Global demand for oil, natural gas and coal is likely to peak by 2030 — an “encouraging” development but “not nearly enough” to limit the rise in global temperatures to 1.5 degrees Celsius, the International Energy Agency said Tuesday.
Planet-heating pollution from the energy sector is also set to peak this decade, the IEA said in an update to its landmark “Net Zero Roadmap” report.
But “keeping alive the goal of limiting global warming to 1.5 degrees Celsius requires the world to come together quickly,” said Fatih Birol, the agency’s executive director.
Scientists consider warming of 1.5 degrees a threshold beyond which extreme heat, floods, droughts, wildfires, and food and water shortages will have a catastrophic impact. This year’s summer in the Northern Hemisphere was the world’s hottest on record, according to the European Union’s Copernicus Climate Change Service.
Since the original publication of the “Net Zero Roadmap” report in 2021, the world has seen “record growth” in solar power capacity, as well as bumper sales of electric vehicles, with both industries on track to achieve net-zero carbon emissions by the middle of the century, the IEA wrote.
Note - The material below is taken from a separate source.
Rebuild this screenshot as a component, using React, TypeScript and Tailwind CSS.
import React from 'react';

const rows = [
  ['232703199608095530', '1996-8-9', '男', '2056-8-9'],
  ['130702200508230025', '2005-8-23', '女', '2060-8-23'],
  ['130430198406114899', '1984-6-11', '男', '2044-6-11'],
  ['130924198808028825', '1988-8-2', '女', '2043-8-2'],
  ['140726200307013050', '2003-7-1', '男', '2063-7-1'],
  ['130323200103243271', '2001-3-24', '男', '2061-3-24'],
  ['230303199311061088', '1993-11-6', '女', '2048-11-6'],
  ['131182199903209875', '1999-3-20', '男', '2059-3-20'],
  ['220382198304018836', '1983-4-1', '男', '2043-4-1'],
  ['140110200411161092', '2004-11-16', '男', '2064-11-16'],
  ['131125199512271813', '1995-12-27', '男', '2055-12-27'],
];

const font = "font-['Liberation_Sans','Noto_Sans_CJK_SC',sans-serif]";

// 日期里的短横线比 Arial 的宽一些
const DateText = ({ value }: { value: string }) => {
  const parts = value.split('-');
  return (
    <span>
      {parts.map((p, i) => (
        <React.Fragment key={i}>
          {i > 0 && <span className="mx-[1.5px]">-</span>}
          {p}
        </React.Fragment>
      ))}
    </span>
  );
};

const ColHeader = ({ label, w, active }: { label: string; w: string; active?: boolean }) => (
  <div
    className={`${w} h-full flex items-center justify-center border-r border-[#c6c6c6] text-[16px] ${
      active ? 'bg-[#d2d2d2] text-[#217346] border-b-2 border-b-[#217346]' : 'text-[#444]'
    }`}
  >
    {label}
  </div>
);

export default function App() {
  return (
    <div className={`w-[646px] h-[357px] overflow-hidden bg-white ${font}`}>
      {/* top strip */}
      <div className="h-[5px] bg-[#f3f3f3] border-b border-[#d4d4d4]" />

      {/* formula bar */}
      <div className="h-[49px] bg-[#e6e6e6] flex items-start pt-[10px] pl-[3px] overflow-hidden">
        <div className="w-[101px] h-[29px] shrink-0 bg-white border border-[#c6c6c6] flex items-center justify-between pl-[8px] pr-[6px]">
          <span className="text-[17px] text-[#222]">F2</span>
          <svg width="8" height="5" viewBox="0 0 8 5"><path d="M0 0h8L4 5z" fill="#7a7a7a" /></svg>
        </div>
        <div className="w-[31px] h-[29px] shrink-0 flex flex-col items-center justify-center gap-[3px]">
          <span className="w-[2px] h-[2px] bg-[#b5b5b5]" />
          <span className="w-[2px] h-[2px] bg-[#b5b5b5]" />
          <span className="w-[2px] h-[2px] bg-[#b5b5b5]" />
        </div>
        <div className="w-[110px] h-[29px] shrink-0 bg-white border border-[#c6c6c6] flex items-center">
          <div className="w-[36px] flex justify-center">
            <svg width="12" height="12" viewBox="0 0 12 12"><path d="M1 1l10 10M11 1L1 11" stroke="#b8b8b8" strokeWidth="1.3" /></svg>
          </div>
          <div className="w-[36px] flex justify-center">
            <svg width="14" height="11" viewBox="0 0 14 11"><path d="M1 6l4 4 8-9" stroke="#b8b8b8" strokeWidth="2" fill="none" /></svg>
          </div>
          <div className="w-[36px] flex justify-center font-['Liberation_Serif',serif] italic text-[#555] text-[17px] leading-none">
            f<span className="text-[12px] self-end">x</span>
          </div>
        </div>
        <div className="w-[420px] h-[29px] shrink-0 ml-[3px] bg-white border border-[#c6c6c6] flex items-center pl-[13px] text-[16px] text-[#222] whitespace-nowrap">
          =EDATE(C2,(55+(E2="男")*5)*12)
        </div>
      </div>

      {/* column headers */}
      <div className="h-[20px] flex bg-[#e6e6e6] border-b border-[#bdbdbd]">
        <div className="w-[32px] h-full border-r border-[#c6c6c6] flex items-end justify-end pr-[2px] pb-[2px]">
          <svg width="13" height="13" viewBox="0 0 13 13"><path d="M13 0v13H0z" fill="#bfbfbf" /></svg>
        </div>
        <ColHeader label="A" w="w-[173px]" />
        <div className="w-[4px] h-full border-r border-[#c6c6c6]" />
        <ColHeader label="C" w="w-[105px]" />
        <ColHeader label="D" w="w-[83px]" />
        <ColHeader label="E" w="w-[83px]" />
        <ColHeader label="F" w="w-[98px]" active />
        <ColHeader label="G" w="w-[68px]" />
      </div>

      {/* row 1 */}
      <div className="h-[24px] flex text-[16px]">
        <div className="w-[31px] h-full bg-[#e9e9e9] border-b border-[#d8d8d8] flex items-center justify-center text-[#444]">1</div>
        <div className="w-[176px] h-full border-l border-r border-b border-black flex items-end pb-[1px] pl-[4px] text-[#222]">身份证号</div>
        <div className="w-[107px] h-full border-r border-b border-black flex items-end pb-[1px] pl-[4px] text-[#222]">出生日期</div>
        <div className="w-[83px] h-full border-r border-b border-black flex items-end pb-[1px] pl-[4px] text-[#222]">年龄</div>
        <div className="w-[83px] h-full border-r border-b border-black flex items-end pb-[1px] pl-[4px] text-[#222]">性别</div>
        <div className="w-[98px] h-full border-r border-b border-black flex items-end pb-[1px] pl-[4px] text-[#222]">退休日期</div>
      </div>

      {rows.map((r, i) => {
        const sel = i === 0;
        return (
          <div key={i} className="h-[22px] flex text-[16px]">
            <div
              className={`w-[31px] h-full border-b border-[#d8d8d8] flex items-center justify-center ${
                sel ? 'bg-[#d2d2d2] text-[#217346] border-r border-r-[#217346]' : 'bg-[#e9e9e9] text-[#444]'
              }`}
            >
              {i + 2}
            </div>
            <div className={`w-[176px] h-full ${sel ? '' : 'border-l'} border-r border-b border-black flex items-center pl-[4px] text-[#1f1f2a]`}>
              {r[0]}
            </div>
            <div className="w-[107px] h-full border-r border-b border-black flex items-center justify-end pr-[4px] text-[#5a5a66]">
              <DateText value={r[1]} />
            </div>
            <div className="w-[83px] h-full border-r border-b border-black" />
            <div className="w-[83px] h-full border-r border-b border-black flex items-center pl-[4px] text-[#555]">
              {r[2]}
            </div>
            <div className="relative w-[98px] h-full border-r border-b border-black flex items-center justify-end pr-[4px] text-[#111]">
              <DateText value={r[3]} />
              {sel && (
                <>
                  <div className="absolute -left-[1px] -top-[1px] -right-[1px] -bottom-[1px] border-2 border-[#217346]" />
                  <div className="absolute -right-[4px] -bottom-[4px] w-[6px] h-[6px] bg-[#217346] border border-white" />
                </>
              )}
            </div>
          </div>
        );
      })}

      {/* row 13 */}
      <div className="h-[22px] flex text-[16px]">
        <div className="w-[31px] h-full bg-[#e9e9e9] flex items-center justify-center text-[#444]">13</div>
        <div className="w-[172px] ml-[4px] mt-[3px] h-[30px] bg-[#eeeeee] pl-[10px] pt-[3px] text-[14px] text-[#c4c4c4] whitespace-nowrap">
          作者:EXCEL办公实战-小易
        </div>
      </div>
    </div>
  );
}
And more than 80% of the emissions reductions needed by 2030 can be achieved through expanding renewable energy sources, increasing electrification, improving energy efficiency and cutting methane emissions, according to the organization.
Still, limiting global warming is an immense task: The IEA said investments in clean energy worldwide would need to more than double from the $1.8 trillion projected for this year to $4.5 trillion every year by the early 2030s. Staying on track for 1.5 degrees also means that almost all countries must move forward their target dates for achieving net-zero carbon emissions, it added.
Meanwhile, carbon capture, utilization and storage — a set of technologies that prevents carbon going into the atmosphere at the source of the pollution — as well as hydrogen-based energy and biofuels require “rapid progress” by 2030.